Dallas Pension Tackles Emerging Markets Debt

Consultant implores Dallas to fulfill new 4% target.

The Dallas Police and Fire Pension Fund (DPFP) is implementing emerging markets debt into its $2.2 billion portfolio for the first time after its consultant Meketa Investment Group had recommended the benefits of the typically high-risk, high-reward asset class during the pension’s latest investment committee meeting.

Allocations to emerging markets debt have been on the rise within public pension plans, given their seasoned utility in gaining exposure to fast-growing, increasingly creditworthy emerging market countries and companies, providing an attractive return/risk opportunity.

Meketa highlighted several benefits to the inclusion of emerging markets debt to the public pension plan’s portfolio, noting that different regions perform better (or worse) at different times, meaning combining them in a portfolio allows investors to benefit from the assets’ different behaviors and reduce risk.

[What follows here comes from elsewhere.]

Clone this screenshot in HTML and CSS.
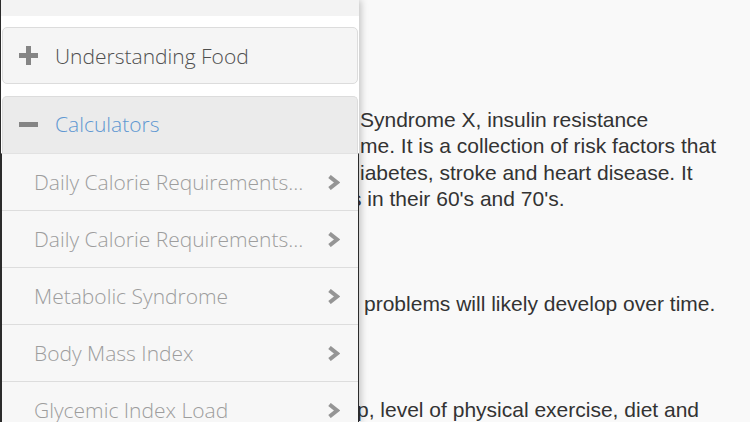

The consultant also noted that emerging markets have a lower starting point of economic activity and favorable demographics. Younger and larger populations have the capability to import sophisticated technology from developed nations and have it distributed throughout their markets, potentially leading to substantial economic benefits and large GDP increases over the coming decades.

Additionally, Meketa pointed out that currently, currency emerging markets debt offers more than a 3% yield advantage relative to US Barclays Aggregate. Emerging markets comprise roughly 80% of the world’s population and approximately 40% of economic output, however, the emerging markets debt market is expected to grow from $24 trillion to nearly $40 trillion over the next five years.

Emerging market economics include much of Africa, Eastern Europe, Latin America, Russia, the Middle East, and Asia (excluding Japan).

Despite intrinsic risks to emerging markets debt investments, such as political risks, potentially volatile returns, higher transaction costs, and currency volatility, Meketa implored the DPFP to carry out its newly-minted 4% target allocation to the asset class in its $2.2 billion portfolio. A 4% allocation would amount to approximately $88 million.

“Given the long-term return expectations for the asset class, current yields, and the diversification benefits, we continue to have conviction in emerging markets debt as a strategic part of the portfolio,” Meketa said in a report to the pension.